Referring to the industry’s actions so far on costs, firstly by cutting its headcount and renegotiating contracts and secondly by more collaboration and standardization, Bjørn Søgård, segment director for subsea and floaters at DNV GL, said during a talk in Oslo, “We are now about to enter a third stage characterized by a willingness to open up for radical new ideas that can reshape industry processes. We believe that in the longer horizon, offshore production and processing systems are going down to the seabed as a cost-effective and safe alternative for platforms and floaters.

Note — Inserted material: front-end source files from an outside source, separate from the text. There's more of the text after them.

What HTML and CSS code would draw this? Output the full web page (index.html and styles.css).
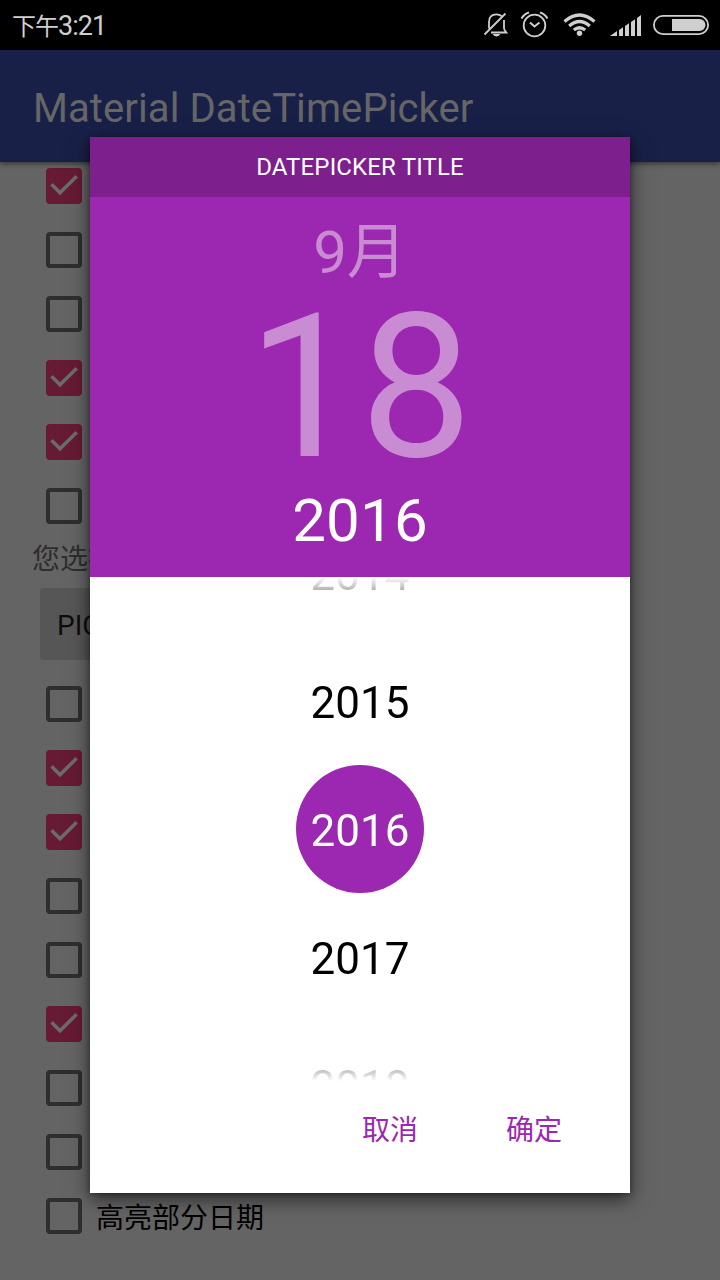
FILE: index.html
```
<!DOCTYPE html>
<html lang="zh-CN">
<head>
<meta charset="utf-8">
<title>Material DateTimePicker</title>
<link rel="stylesheet" href="styles.css">
</head>
<body>
<svg class="defs" width="0" height="0">
  <symbol id="on" viewBox="0 0 36 36"><rect width="36" height="36" rx="4" fill="#661a34"/><path d="M5.500 16.300 L14 24.800 L30.700 8.200" fill="none" stroke="#6b6b6b" stroke-width="3.600"/></symbol>
  <symbol id="off" viewBox="0 0 36 36"><rect x="2" y="2" width="32" height="32" rx="2" fill="none" stroke="#2e2e2e" stroke-width="4"/></symbol>
</svg>
<div class="screen">
  <header class="status">
    <div class="clock"><span class="ampm">下午</span><span class="time">3:21</span></div>
    <svg class="status-icons" width="250" height="50" viewBox="470 0 250 50" fill="none" stroke="#cfcfcf" stroke-width="1.800">
      <path d="M484.500 34.500 L505.500 13.500 M489 28.500 V22 C489 17 492 14.300 496.500 14.300 C498.500 14.300 500 14.800 501.500 16 M504 20 V28 C504 30 505 31 506.300 32.500 H491"/>
      <path d="M492.500 34 H500.500 Q496.500 39 492.500 34Z" fill="#cfcfcf" stroke="none"/>
      <circle cx="534.500" cy="25.500" r="10.800"/><path d="M530 22.500 L534.500 26.500 L539.500 22.500" stroke-width="2"/>
      <path d="M521.500 18.500 Q524 14 529 12.500 M547.500 18.500 Q545 14 540 12.500" stroke-width="2"/>
      <g stroke-width="3.200"><path d="M564.500 21.500 Q579.500 8.500 594.500 21.500 M569.200 26 Q579.500 17 589.800 26 M573.800 30 Q579.500 25.500 585.200 30"/></g>
      <circle cx="579.500" cy="33.300" r="2.700" fill="#cfcfcf" stroke="none"/>
      <path d="M610 36 L617 31 V36Z M619 30 L623 27.300 V36 H619Z M625 26 L629 23.300 V36 H625Z M631 22 L635 19.300 V36 H631Z M637 18 L641 15 V36 H637Z" fill="#cfcfcf" stroke="none"/>
      <rect x="653.900" y="15.900" width="54.200" height="18.200" rx="9.100"/>
      <path d="M672 19 H699.500 A6 6 0 0 1 699.500 31 H672Z" fill="#cfcfcf" stroke="none"/>
    </svg>
  </header>
  <div class="appbar">Material DateTimePicker</div>
  <main class="content">
    <div class="row"><svg class="box"><use href="#on"/></svg></div>
    <div class="row"><svg class="box"><use href="#off"/></svg></div>
    <div class="row"><svg class="box"><use href="#off"/></svg></div>
    <div class="row"><svg class="box"><use href="#on"/></svg></div>
    <div class="row"><svg class="box"><use href="#on"/></svg></div>
    <div class="row"><svg class="box"><use href="#off"/></svg></div>
    <div class="hint">您选择</div>
    <div class="pick">PICK</div>
    <div class="row"><svg class="box"><use href="#off"/></svg></div>
    <div class="row"><svg class="box"><use href="#on"/></svg></div>
    <div class="row"><svg class="box"><use href="#on"/></svg></div>
    <div class="row"><svg class="box"><use href="#off"/></svg></div>
    <div class="row"><svg class="box"><use href="#off"/></svg></div>
    <div class="row"><svg class="box"><use href="#on"/></svg></div>
    <div class="row"><svg class="box"><use href="#off"/></svg></div>
    <div class="row"><svg class="box"><use href="#off"/></svg></div>
    <div class="row"><svg class="box"><use href="#off"/></svg><span class="label">高亮部分日期</span></div>
  </main>
  <section class="dialog">
    <div class="title">DATEPICKER TITLE</div>
    <div class="date">
      <div class="month">9月</div>
      <div class="day">18</div>
      <div class="year">2016</div>
    </div>
    <div class="years">
      <div class="item">2014</div>
      <div class="item">2015</div>
      <div class="item selected">2016</div>
      <div class="item">2017</div>
      <div class="item">2018</div>
    </div>
    <div class="actions"><span>取消</span><span>确定</span></div>
  </section>
</div>
</body>
</html>
```
FILE: styles.css
```
* { box-sizing: border-box; }
body { margin: 0; font-family: Roboto, "Noto Sans CJK SC", sans-serif; }
.defs { position: absolute; }
.screen { position: relative; width: 720px; height: 1280px; overflow: hidden; background: #646464; }
.status { display: flex; justify-content: space-between; align-items: center; height: 50px; padding-left: 12px; background: #000; color: #cfcfcf; }
.clock { display: flex; align-items: baseline; line-height: 50px; padding-top: 3px; white-space: nowrap; }
.ampm { font-size: 24px; letter-spacing: -1px; }
.time { font-size: 27px; letter-spacing: -1px; }
.appbar { position: relative; height: 112px; padding: 3px 33px 0; line-height: 112px; font-size: 40px; letter-spacing: .09px; color: #666; background: #192048; box-shadow: 0 2px 5px rgba(0,0,0,.45); white-space: nowrap; }
.content { display: flex; flex-direction: column; margin-top: -8px; }
.row { display: flex; align-items: center; flex: none; height: 64px; padding-left: 46px; }
.box { width: 36px; height: 36px; flex: none; }
.label { margin-left: 14px; font-size: 28px; line-height: 40px; padding-top: 6px; color: #000; white-space: nowrap; }
.hint { height: 38px; padding: 3px 0 0 32px; line-height: 38px; font-size: 28px; color: #2e2e2e; }
.pick { width: 200px; height: 72px; margin: 12px 0 12px 40px; padding-left: 17px; border-radius: 4px; background: #565656; line-height: 76px; font-size: 28px; color: #0d0d0d; }
.dialog { position: absolute; left: 90px; top: 137px; width: 540px; height: 1056px; display: flex; flex-direction: column; background: #fff; box-shadow: 0 6px 18px rgba(0,0,0,.6), 0 1px 5px rgba(0,0,0,.35); }
.title { height: 60px; line-height: 60px; text-align: center; font-size: 24px; letter-spacing: .15px; color: #fff; background: #7d1f8d; }
.date { display: flex; flex-direction: column; align-items: center; height: 380px; padding-top: 21px; background: #9c27b0; color: #c98cd3; }
.month { font-size: 60px; line-height: 70px; height: 70px; }
.day { font-size: 200px; line-height: 200px; height: 198px; }
.year { font-size: 60px; line-height: 70px; height: 70px; letter-spacing: .2px; color: #fff; }
.years { display: flex; flex-direction: column; align-items: center; justify-content: center; height: 504px; overflow: hidden; mask-image: linear-gradient(to bottom, transparent 0, #000 44px, #000 460px, transparent 504px); }
.item { flex: none; width: 128px; height: 128px; padding-top: 2px; line-height: 128px; text-align: center; font-size: 44px; color: #000; }
.selected { border-radius: 50%; background: #9c27b0; color: #fff; }
.actions { display: flex; justify-content: flex-end; gap: 88px; padding: 30px 68px 0 0; line-height: 40px; font-size: 28px; color: #9c27b0; }
```
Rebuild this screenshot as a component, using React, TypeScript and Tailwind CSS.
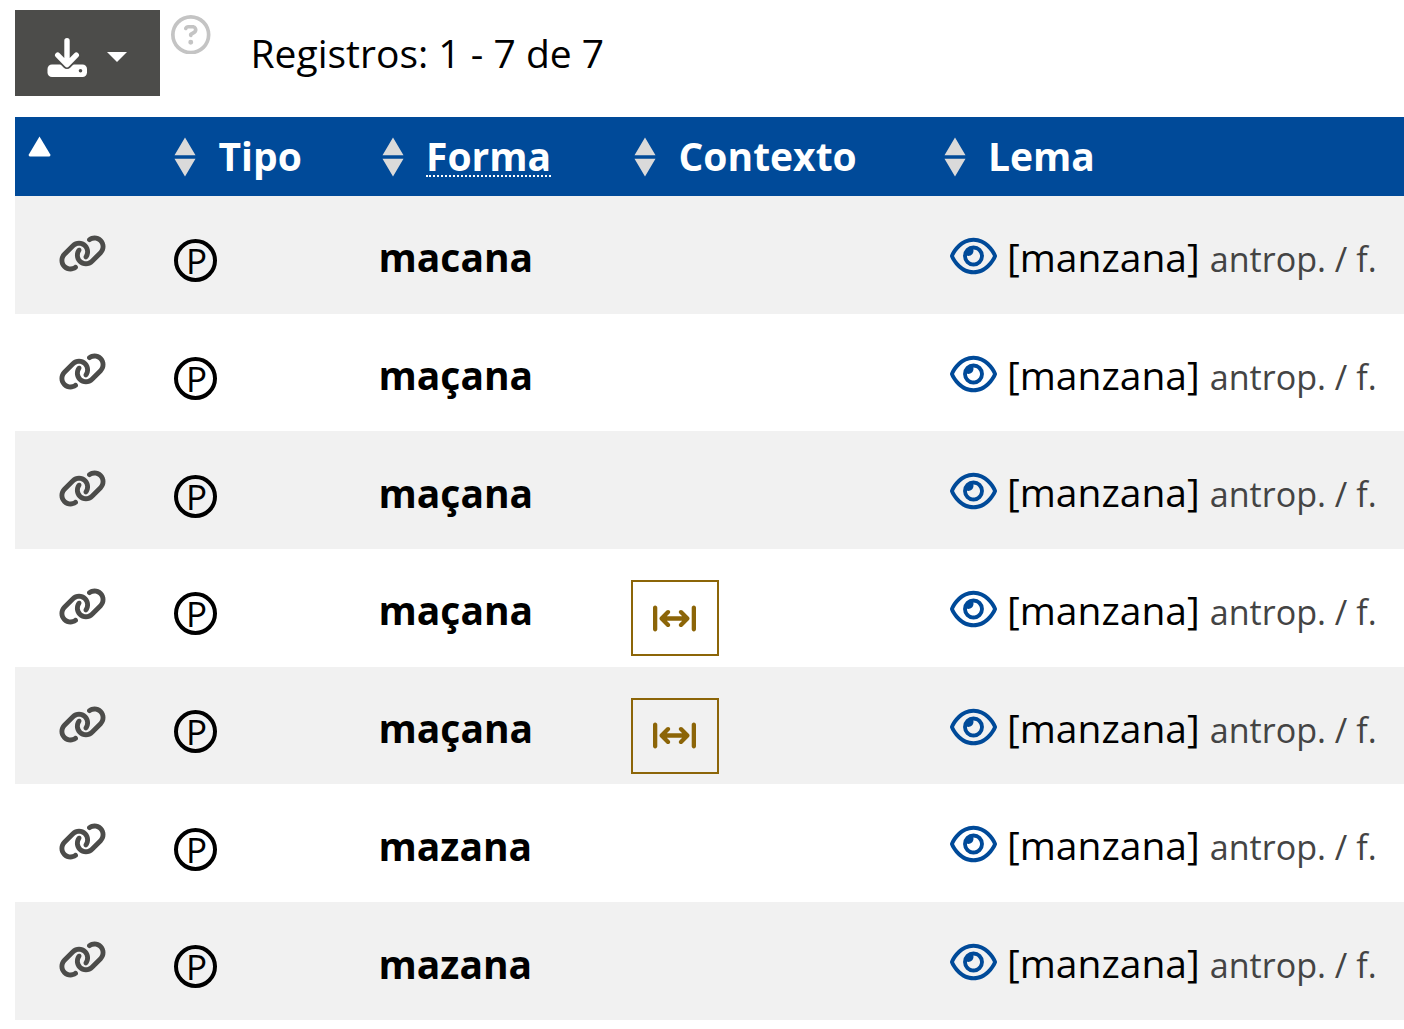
import React from "react";
import {
  FaLink,
  FaRegEye,
  FaRegCircleQuestion,
  FaArrowsLeftRightToLine,
} from "react-icons/fa6";

const GRID = "grid grid-cols-[159px_205px_252px_319px_1fr]";

const rows = [
  { form: "macana", context: false },
  { form: "maçana", context: false },
  { form: "maçana", context: false },
  { form: "maçana", context: true },
  { form: "maçana", context: true },
  { form: "mazana", context: false },
  { form: "mazana", context: false },
];

function DownloadIcon() {
  return (
    <svg width="40" height="40" viewBox="0 0 40 40" className="shrink-0">
      <rect x="0.5" y="26.5" width="39.5" height="12.5" rx="4.5" fill="#fff" />
      <path d="M10.7 17.2 20 26.6l9.3-9.4" fill="none" stroke="#4c4c4a" strokeWidth="9" strokeLinecap="round" strokeLinejoin="round" />
      <path d="M20 2.8v23M10.7 17.2 20 26.6l9.3-9.4" fill="none" stroke="#fff" strokeWidth="5.4" strokeLinecap="round" strokeLinejoin="round" />
      <circle cx="33.5" cy="32.7" r="1.8" fill="#4c4c4a" />
    </svg>
  );
}

function SortIcon() {
  return (
    <svg width="22" height="40" viewBox="0 0 22 40" className="mt-[20px] shrink-0">
      <path d="M11 0.5 21.5 18.3H0.5zM11 39.5 21.5 21.7H0.5z" fill="#dadada" />
    </svg>
  );
}

function HeaderCell({ label, className, underline }: { label: string; className: string; underline?: boolean }) {
  return (
    <div className={`flex items-start ${className}`}>
      <SortIcon />
      <span
        className={
          underline
            ? "mt-[12px] ml-[22.5px] h-[48px] border-b-2 border-dotted border-white leading-[54px]"
            : "mt-[12px] ml-[22.5px] leading-[54px]"
        }
      >
        {label}
      </span>
    </div>
  );
}

export default function App() {
  return (
    <main className="h-[1029px] w-[1404px] overflow-hidden bg-white pl-[15px] font-['Open_Sans',sans-serif] text-[39px] text-black">
      <div className="flex h-[117px] items-start pt-[10px]">
        <button className="flex h-[86px] w-[145px] items-start bg-[#4c4c4a] pt-[28px] pl-[32px]">
          <DownloadIcon />
          <svg width="20" height="10" viewBox="0 0 20 10" className="mt-[14px] ml-[20px] shrink-0">
            <path d="M0 0h20L10 10z" fill="#fff" />
          </svg>
        </button>
        <FaRegCircleQuestion className="mt-[4.5px] ml-[11px] size-[39.5px] shrink-0 text-[#c4c4c4]" />
        <span className="mt-[16px] ml-[40px] leading-[54px] whitespace-nowrap">Registros: 1 - 7 de 7</span>
      </div>

      <div className={`${GRID} h-[79px] bg-[#004a99] font-bold text-white`}>
        <div className="pt-[18px] pl-[13px]">
          <svg width="24" height="23" viewBox="0 0 24 23">
            <path d="M11.5 1.5 22.3 19.5q.6 2-1.2 2H2q-1.8 0-1.2-2z" fill="#fff" />
          </svg>
        </div>
        <HeaderCell label="Tipo" className="" />
        <HeaderCell label="Forma" className="pl-[2.5px]" underline />
        <HeaderCell label="Contexto" className="pl-[3px]" />
        <HeaderCell label="Lema" className="-ml-[6.5px]" />
      </div>

      <div>
        {rows.map((row, i) => (
          <div key={i} className={`${GRID} h-[117.69px] items-start odd:bg-[#f1f1f1] even:bg-white`}>
            <FaLink className="mt-[38px] ml-[43px] h-[39px] w-[49px] text-[#4c4c4a]" />
            <span className="mt-[43.3px] flex size-[43px] items-center justify-center rounded-full border-4 border-black pl-[2px] text-[35px] leading-none">
              P
            </span>
            <span className="mt-[34.4px] -ml-[0.5px] leading-[54px] font-bold">{row.form}</span>
            <div>
              {row.context && (
                <button className="mt-[31px] flex h-[76px] w-[88px] items-center justify-center border-2 border-[#8c6508] text-[#8c6508]">
                  <FaArrowsLeftRightToLine className="mr-[1px] h-[35px] w-[43px]" />
                </button>
              )}
            </div>
            <div className="mt-[34px] flex items-baseline leading-[54px] whitespace-nowrap">
              <FaRegEye className="mt-[5px] mr-[10px] h-[42px] w-[47px] shrink-0 self-start text-[#004a99]" />
              <span>[manzana]</span>
              <span className="ml-[10px] text-[34.1px] text-[#444]">antrop. / f.</span>
            </div>
          </div>
        ))}
      </div>
    </main>
  );
}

“Subsea systems have traditionally been quite simple from a control and monitoring perspective. This simplicity has enabled subsea systems to deliver reliable production from 5,000 wells around the globe.”

Søgård continued, “Currently, subsea system integrity and main flow parameters are monitored from remote control rooms 24/7, but according to the DNV GL report, by 2025 subsea solutions are expected to rely actively on monitoring and data analytics. Digitalization will be a game changer also for subsea by 2025, helping the industry to achieve optimum flow conditions for stable production.”

Qualification drive
Referring to Norway, where the Norwegian Petroleum Directorate believes that subsea tiebacks represent the most relevant solution for 68 out of 88 currently undeveloped discoveries on the continental shelf, DNV said in a separate initiative that new subsea technologies and systems should be qualified before use to build confidence that they will function as intended. It is calling for a standardized system qualification approach, with joint industry effort to drive faster take-up of new subsea technology and value creation.

The classification specialist is proposing a three-step industry effort to enable more effective technology development and implementation in the field:
• Establish common industry principles and consolidate a common framework for system qualification founded on existing industry procedures;
• Develop a methodology to standardize system qualification for common use across the upstream oil and gas industry; and
• Pilot and demonstrate the developed methodology and roll out a recommended practice.

“The subsea industry needs to overcome key challenges such as cost reductions, enabling increased recovery and complex field developments. At the same time, the future trend still points toward more complex systems, which require integrating process, power and control systems subsea,” said DNV GL’s Tore Myhrvold.

“Developing a standardized approach to subsea technology qualification will enable companies to leverage on each other’s qualification efforts and results, reduce the overall development time and ultimately enable faster innovation in the subsea sector,” he added.

Previous experience has shown that focus on qualification in the early phases of development reduces risk of failures in later phases of testing, avoiding potentially expensive fixes.